Administrative division of Ethiopia

Jardega Jarte is one of the woredas in the Oromia Region of Ethiopia. It was part of former Amuru Jarte woreda. Part of the Horo Gudru Welega Zone it is bordered on the east by Abay Chomen, on the south by Horo, on the southwest by Abe Dongoro, on the west by East Welega Zone, on the northwest by Amuru on the north by the Abay River which separates it from the Amhara Region, and on the east by Abay Chomen. The administrative center is Alibo. The other town in this district is jardega ( Jarmet ).

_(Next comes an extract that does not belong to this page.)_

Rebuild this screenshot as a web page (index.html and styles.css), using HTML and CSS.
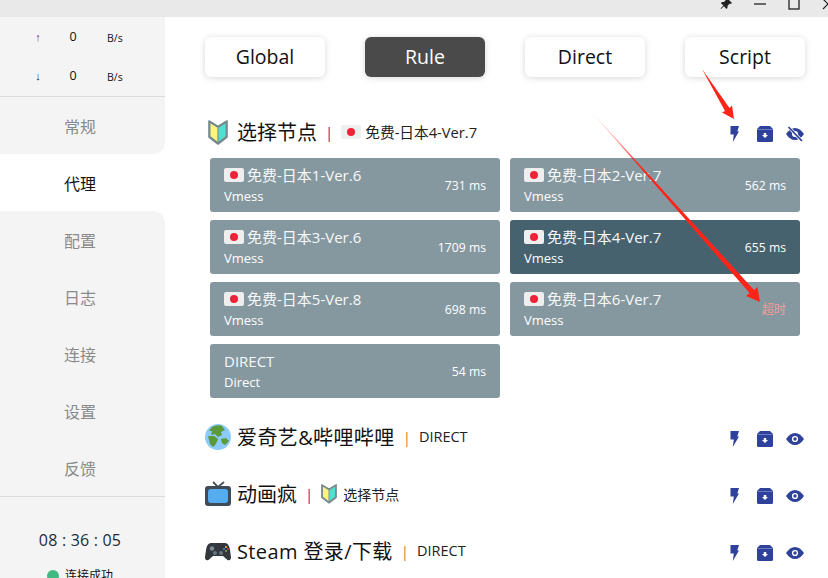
FILE: index.html
```html
<!DOCTYPE html>
<html lang="zh">
<head>
<meta charset="utf-8">
<title>Clash</title>
<link rel="stylesheet" href="styles.css">
</head>
<body>
<svg width="0" height="0" class="defs">
  <defs>
    <symbol id="flag" viewBox="0 0 20 14"><rect width="20" height="14" rx="2" fill="#eeeeee"/><circle cx="10" cy="7" r="4" fill="#ee2238"/></symbol>
    <symbol id="leaf" viewBox="0 0 20 26"><path d="M1 2 10 7.500 19 2V18L10 25 1 18Z" fill="#7f9296" stroke="#74888c" stroke-width="1.600" stroke-linejoin="round"/><path d="M2.500 4.500 9.400 8.800V22.500L2.500 17.200Z" fill="#fdf47c"/><path d="M17.500 4.500 10.600 8.800V22.500L17.500 17.200Z" fill="#4fe0d2"/></symbol>
    <symbol id="bolt" viewBox="0 0 9 16"><path d="M0.500 0H9L7.300 5.500H9L2.800 16 3.800 8.500H0.500Z" fill="#2f429b"/></symbol>
    <symbol id="box" viewBox="0 0 16 16"><path d="M3 0H13L16 3V14.500Q16 16 14.500 16H1.500Q0 16 0 14.500V3Z" fill="#2f429b"/><path d="M0.500 3.500H15.500" stroke="#7c8ac4" stroke-width="0.800"/><path d="M6.800 7H9.200V9H11L8 12 5 9H6.800Z" fill="#ffffff"/></symbol>
    <symbol id="eye" viewBox="0 0 18 12"><path d="M0 6Q4 0 9 0T18 6Q14 12 9 12T0 6Z" fill="#2f429b"/><circle cx="9" cy="6" r="3.100" fill="#ffffff"/><circle cx="9" cy="6" r="1.700" fill="#2f429b"/></symbol>
    <symbol id="eyeoff" viewBox="0 0 18 16"><path d="M0 8Q4 2 9 2T18 8Q14 14 9 14T0 8Z" fill="#2f429b"/><circle cx="9" cy="8" r="3" fill="#ffffff"/><path d="M2.500 1 16 15" stroke="#ffffff" stroke-width="3.200"/><path d="M2.500 1 16 15" stroke="#2f429b" stroke-width="1.800"/></symbol>
  </defs>
</svg>

<header class="titlebar">
  <svg class="win-icon" viewBox="0 0 12 12"><path d="M7 0 12 5 10.800 6 9.800 5.500 7.500 8 7.500 10 6.500 11 4 8.200 1 11 .6 10.600 3.400 7.500.8 5 2 4H4L6.300 1.500 6 1Z" fill="#222"/></svg>
  <svg class="win-icon" viewBox="0 0 12 12"><path d="M0 6H12" stroke="#222" stroke-width="1.300"/></svg>
  <svg class="win-icon" viewBox="0 0 12 12"><rect x="1" y="1" width="10" height="10" fill="none" stroke="#222" stroke-width="1.300"/></svg>
  <svg class="win-icon" viewBox="0 0 12 12"><path d="M1 1 11 11M11 1 1 11" stroke="#222" stroke-width="1.200"/></svg>
</header>

<div class="app">
  <aside class="sidebar">
    <div class="traffic">
      <div class="traffic-row"><span class="arrow up">↑</span><span class="num">0</span><span class="unit">B/s</span></div>
      <div class="traffic-row"><span class="arrow">↓</span><span class="num">0</span><span class="unit">B/s</span></div>
    </div>
    <nav class="nav">
      <a class="nav-item before-active">常规</a>
      <a class="nav-item active">代理</a>
      <a class="nav-item after-active">配置</a>
      <a class="nav-item">日志</a>
      <a class="nav-item">连接</a>
      <a class="nav-item">设置</a>
      <a class="nav-item">反馈</a>
    </nav>
    <div class="status">
      <div class="clock">08 : 36 : 05</div>
      <div class="conn"><span class="dot"></span>连接成功</div>
    </div>
  </aside>

  <main class="main">
    <div class="modes">
      <button class="mode">Global</button>
      <button class="mode selected">Rule</button>
      <button class="mode">Direct</button>
      <button class="mode">Script</button>
    </div>

    <section class="group first">
      <div class="group-head">
        <svg class="leaf-big"><use href="#leaf"/></svg>
        <span class="g-name">选择节点</span>
        <span class="sep purple">|</span>
        <svg class="flag"><use href="#flag"/></svg>
        <span class="g-now wide">免费-日本4-Ver.7</span>
        <span class="tools">
          <svg class="t-bolt"><use href="#bolt"/></svg>
          <svg class="t-box"><use href="#box"/></svg>
          <svg class="t-eyeoff"><use href="#eyeoff"/></svg>
        </span>
      </div>
      <div class="cards">
        <div class="card"><div class="c-left"><div class="c-name"><svg class="flag"><use href="#flag"/></svg>免费-日本1-Ver.6</div><div class="c-type">Vmess</div></div><div class="c-ms">731 ms</div></div>
        <div class="card"><div class="c-left"><div class="c-name"><svg class="flag"><use href="#flag"/></svg>免费-日本2-Ver.7</div><div class="c-type">Vmess</div></div><div class="c-ms">562 ms</div></div>
        <div class="card"><div class="c-left"><div class="c-name"><svg class="flag"><use href="#flag"/></svg>免费-日本3-Ver.6</div><div class="c-type">Vmess</div></div><div class="c-ms">1709 ms</div></div>
        <div class="card on"><div class="c-left"><div class="c-name"><svg class="flag"><use href="#flag"/></svg>免费-日本4-Ver.7</div><div class="c-type">Vmess</div></div><div class="c-ms">655 ms</div></div>
        <div class="card"><div class="c-left"><div class="c-name"><svg class="flag"><use href="#flag"/></svg>免费-日本5-Ver.8</div><div class="c-type">Vmess</div></div><div class="c-ms">698 ms</div></div>
        <div class="card"><div class="c-left"><div class="c-name"><svg class="flag"><use href="#flag"/></svg>免费-日本6-Ver.7</div><div class="c-type">Vmess</div></div><div class="c-ms timeout">超时</div></div>
        <div class="card"><div class="c-left"><div class="c-name">DIRECT</div><div class="c-type">Direct</div></div><div class="c-ms">54 ms</div></div>
      </div>
    </section>

    <section class="group">
      <div class="group-head">
        <svg class="g-icon" viewBox="0 0 26 26"><circle cx="13" cy="13" r="13" fill="#8ccbfb"/><path d="M7 3Q12 0 17 2L20 6 16 8 17 11 13 13 10 10 6 11 7 7 4 7Z" fill="#5b9a3b"/><path d="M3 12 9 12 13 15 11 20 8 23 5 20Z" fill="#5b9a3b"/><path d="M16 15 21 14 24 17 20 21 17 19Z" fill="#5b9a3b"/></svg>
        <span class="g-name spaced">爱奇艺&amp;哔哩哔哩</span>
        <span class="sep orange">|</span>
        <span class="g-now">DIRECT</span>
        <span class="tools"><svg class="t-bolt"><use href="#bolt"/></svg><svg class="t-box"><use href="#box"/></svg><svg class="t-eye"><use href="#eye"/></svg></span>
      </div>
    </section>

    <section class="group">
      <div class="group-head">
        <svg class="g-icon" viewBox="0 0 26 26"><path d="M8 1 13 6 19 1" fill="none" stroke="#4a5560" stroke-width="1.800"/><rect x="0" y="5" width="26" height="20" rx="3" fill="#404b55"/><rect x="3" y="8" width="20" height="14" rx="3" fill="#55acee"/></svg>
        <span class="g-name">动画疯</span>
        <span class="sep purple">|</span>
        <svg class="leaf-small"><use href="#leaf"/></svg>
        <span class="g-now small">选择节点</span>
        <span class="tools"><svg class="t-bolt"><use href="#bolt"/></svg><svg class="t-box"><use href="#box"/></svg><svg class="t-eye"><use href="#eye"/></svg></span>
      </div>
    </section>

    <section class="group">
      <div class="group-head">
        <svg class="g-icon" viewBox="0 0 26 26"><path d="M6 5H20Q24 5 25 12L26 19Q26 23 22.500 22L18 18H8L3.500 22Q0 23 0 19L1 12Q2 5 6 5Z" fill="#31373d"/><circle cx="7" cy="10.500" r="2.200" fill="#7d8a94"/><circle cx="10" cy="15" r="2" fill="#66757f"/><circle cx="16" cy="15" r="2" fill="#66757f"/><circle cx="21" cy="9" r="1" fill="#f4c534"/><circle cx="19" cy="11" r="1" fill="#3b88c3"/><circle cx="23" cy="11" r="1" fill="#dd2e44"/><circle cx="21" cy="13" r="1" fill="#77b255"/></svg>
        <span class="g-name spaced">Steam 登录/下载</span>
        <span class="sep orange">|</span>
        <span class="g-now">DIRECT</span>
        <span class="tools"><svg class="t-bolt"><use href="#bolt"/></svg><svg class="t-box"><use href="#box"/></svg><svg class="t-eye"><use href="#eye"/></svg></span>
      </div>
    </section>
  </main>
</div>

<svg class="annotation" viewBox="0 0 828 578">
  <defs><linearGradient id="fade" gradientUnits="userSpaceOnUse" x1="588" y1="108" x2="645" y2="171"><stop offset="0" stop-color="#ff2a1a" stop-opacity="0"/><stop offset="1" stop-color="#ff2418"/></linearGradient></defs>
  <path d="M702 69 729.500 108 732 105.500 734 119 722 112.500 725 111Z" fill="#ff2418"/>
  <path d="M588 108 754 290 757.500 287 760 302 746 296 749.500 293Z" fill="url(#fade)"/>
</svg>
</body>
</html>
```
FILE: styles.css
```css
* { box-sizing: border-box; }
html, body { margin: 0; height: 100%; overflow: hidden; }
body {
  width: 828px;
  height: 578px;
  background: #fff;
  color: #111;
  font-family: "Open Sans", "Noto Sans CJK SC", sans-serif;
  position: relative;
}
.defs { position: absolute; }

.titlebar {
  height: 17px;
  background: #e9e9e9;
  display: flex;
  justify-content: flex-end;
  align-items: center;
  gap: 22px;
  margin-right: -6px;
  overflow: hidden;
}
.win-icon { width: 12px; height: 12px; flex: none; margin-top: -10px; }

.app { display: flex; height: 561px; }

.sidebar {
  width: 165px;
  flex: none;
  background: #f4f4f4;
  display: flex;
  flex-direction: column;
}
.traffic { height: 80px; flex: none; border-bottom: 1px solid #dcdcdc; width: 828px; }
.traffic-row {
  height: 39px;
  width: 165px;
  display: flex;
  align-items: center;
  font-size: 12.500px;
}
.arrow { width: 14px; margin-left: 31px; color: #222; text-align: center; font: 11px "Liberation Sans", sans-serif; }
.arrow.up { color: #6a2b9c; }
.num { width: 14px; margin-left: 21px; text-align: center; }
.unit { margin-left: 27px; font-size: 10.500px; margin-top: 2px; }

.nav { flex: none; background: #fff; display: flex; flex-direction: column; }
.nav-item {
  height: 57px;
  padding-right: 5px;
  display: flex;
  align-items: center;
  justify-content: center;
  font-size: 16px;
  color: #8a8a8a;
  background: #f4f4f4;
}
.before-active { border-bottom-right-radius: 12px; }
.after-active { border-top-right-radius: 12px; }
.nav-item.active { background: #fff; color: #111; }

.status { border-top: 1px solid #dcdcdc; flex: none; text-align: center; padding-right: 5px; }
.clock { margin-top: 32px; font-size: 16px; color: #1c2b3a; line-height: 22px; letter-spacing: .2px; }
.conn { margin-top: 17px; font-size: 12px; line-height: 16px; display: flex; align-items: center; justify-content: center; gap: 6px; }
.dot { width: 12px; height: 12px; border-radius: 50%; background: #42b983; }

.main { flex: 1; min-width: 0; overflow: hidden; background: #fff; }

.modes { height: 80px; padding: 20px 23px 0 40px; display: flex; justify-content: space-between; }
.mode {
  width: 120px;
  height: 40px;
  padding: 0 0 2px;
  border: 0;
  border-radius: 6px;
  background: #fff;
  color: #111;
  font: 19.500px "Open Sans", sans-serif;
  box-shadow: 0 1px 6px rgba(0,0,0,.16);
}
.mode.selected { background: #4a4a4a; color: #fff; }

.group { padding: 0 24px 0 40px; margin-top: 20px; }
.group.first { margin-top: 16px; }
.group-head { height: 37px; display: flex; align-items: center; }
.g-icon { width: 26px; height: 26px; flex: none; margin-right: 6px; }
.leaf-big { width: 20px; height: 26px; margin: 0 9px 0 3px; flex: none; }
.g-name { font-size: 20px; white-space: nowrap; }
.g-name.spaced { letter-spacing: .38px; }
.sep { margin: 0 8px 0 8px; font-size: 15px; }
.purple { color: #8a1a88; }
.orange { color: #c8862a; }
.flag { width: 20px; height: 14px; flex: none; margin-right: 3px; }
.group-head .flag { margin-right: 4px; }
.g-now { font-size: 14.500px; white-space: nowrap; color: #222; }
.g-now.wide { font-size: 14.700px; }
.g-now.small { font-size: 14px; }
.leaf-small { width: 16px; height: 21px; margin-right: 6px; flex: none; }
.tools { margin-left: auto; margin-top: 4px; display: flex; align-items: center; }
.t-bolt { width: 9px; height: 16px; margin-right: 18px; }
.t-box { width: 16px; height: 16px; margin-right: 13px; }
.t-eye { width: 18px; height: 12px; }
.t-eyeoff { width: 18px; height: 16px; }

.cards {
  display: grid;
  grid-template-columns: 290px 290px;
  column-gap: 10px;
  row-gap: 8px;
  margin: 8px 0 0 5px;
}
.card {
  height: 54px;
  border-radius: 3px;
  background: #86989f;
  color: #fff;
  display: flex;
  justify-content: space-between;
  align-items: center;
  padding: 0 14px;
}
.card.on { background: #47626f; }
.c-name { font-size: 15px; line-height: 20px; display: flex; align-items: center; color: #f6f8f9; white-space: nowrap; }
.c-type { font-size: 13px; line-height: 18px; margin-top: 2px; }
.c-ms { font-size: 12.200px; }
.c-ms.timeout { color: #f59a9a; }

.annotation { position: absolute; left: 0; top: 0; width: 828px; height: 578px; pointer-events: none; }
```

The large field which is called Jarmet is found in this district. and the other historical place is Oda Wixar which is found in Darge Koticha Kebele.The district is known for its cattle, crop productivity and production of honey. Also in some Kebeles such as Derge Koticha, Harbu Negaso, Kiltu Cheka, Digalu, Wato and others production of coffee, fruits and vegetables is common.

== Demographics ==
The 2007 national census reported a total population for this woreda of 48,943, of whom 24,475 were men and 24,468 were women; 4,757 or 9.72% of its population were urban dwellers. The majority of the inhabitants observed Ethiopian Orthodox Christianity, with 40.47% reporting that as their religion, while 32.19% were Protestants, 14.42% were Moslem, and 11.45% observed traditional beliefs.